A’RÂF SÛRESİ

﴿ فَمَنْ اَظْلَمُ مِمَّنِ افْتَرٰى عَلَى اللّٰهِ كَذِبًا اَوْ كَذَّبَ بِاٰيَاتِه۪ۜ اُو۬لٰٓئِكَ يَنَالُهُمْ نَص۪يبُهُمْ مِنَ الْكِتَابِۜ حَتّٰٓى اِذَا جَٓاءَتْهُمْ رُسُلُنَا يَتَوَفَّوْنَهُمْۙ قَالُٓوا اَيْنَ مَا كُنْتُمْ تَدْعُونَ مِنْ دُونِ اللّٰهِۜ قَالُوا ضَلُّوا عَنَّا وَشَهِدُوا عَلٰٓى اَنْفُسِهِمْ اَنَّهُمْ كَانُوا كَافِر۪ينَ ﴿٣٧﴾

37. Allah’u Teâlâ’ya (emretmediği şeyleri, emretti diye) yalan yere iftirada bulunandan yahut âyetlerimizi yalanlayandan daha zâlim kim vardır? İşte onlara kitaptan (Levh-i Mahfuz’da yazılı olan) nasipleri erişecektir. Nihâyet resullerimiz (meleklerimiz), ruhlarını almak için onlara geldikleri zaman, ″Allah’ı bırakıp da ibâdet ettiğiniz şeyler nerededir?″ derler. Onlar da, ″Bizi bırakıp kayboldular″ derler ve kâfir olduklarına dair kendi aleyhlerine şâhitlik ederler.

İzah: Bu Âyet-i Kerîme’de: ″Onlara, kitaptan (Levh-i Mahfuz’da yazılı olan) nasipleri erişecektir″ diye buyrulmaktadır. Bu ifadeden maksat, kâfirler dünyâda iken kendilerine takdir edilen rızka ve ömre nâil olurlar, âhirette de küfürleri sebebiyle azâba müstehak olurlar, demektir.

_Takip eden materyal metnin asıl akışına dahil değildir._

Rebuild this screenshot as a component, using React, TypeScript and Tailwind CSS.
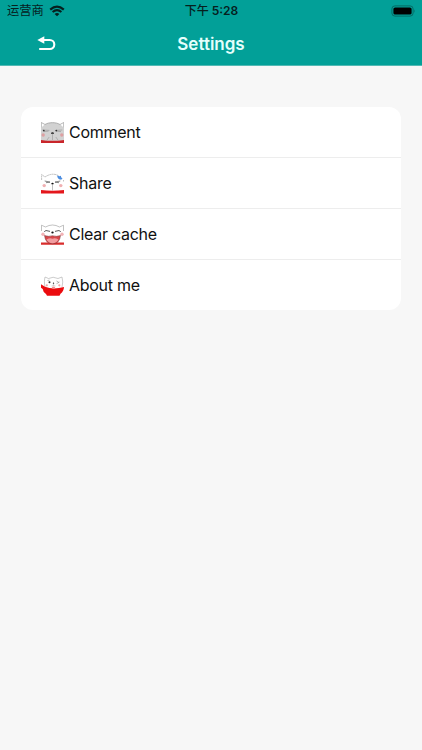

Yine Âyet-i Kerîme’de: ″Nihâyet resullerimiz (meleklerimiz), ruhlarını almak için onlara geldikleri zaman…″ diye buyrulduğu üzere, burada geçen resullerden maksat, Azrâil Aleyhisselâm ve onun emrindeki meleklerdir.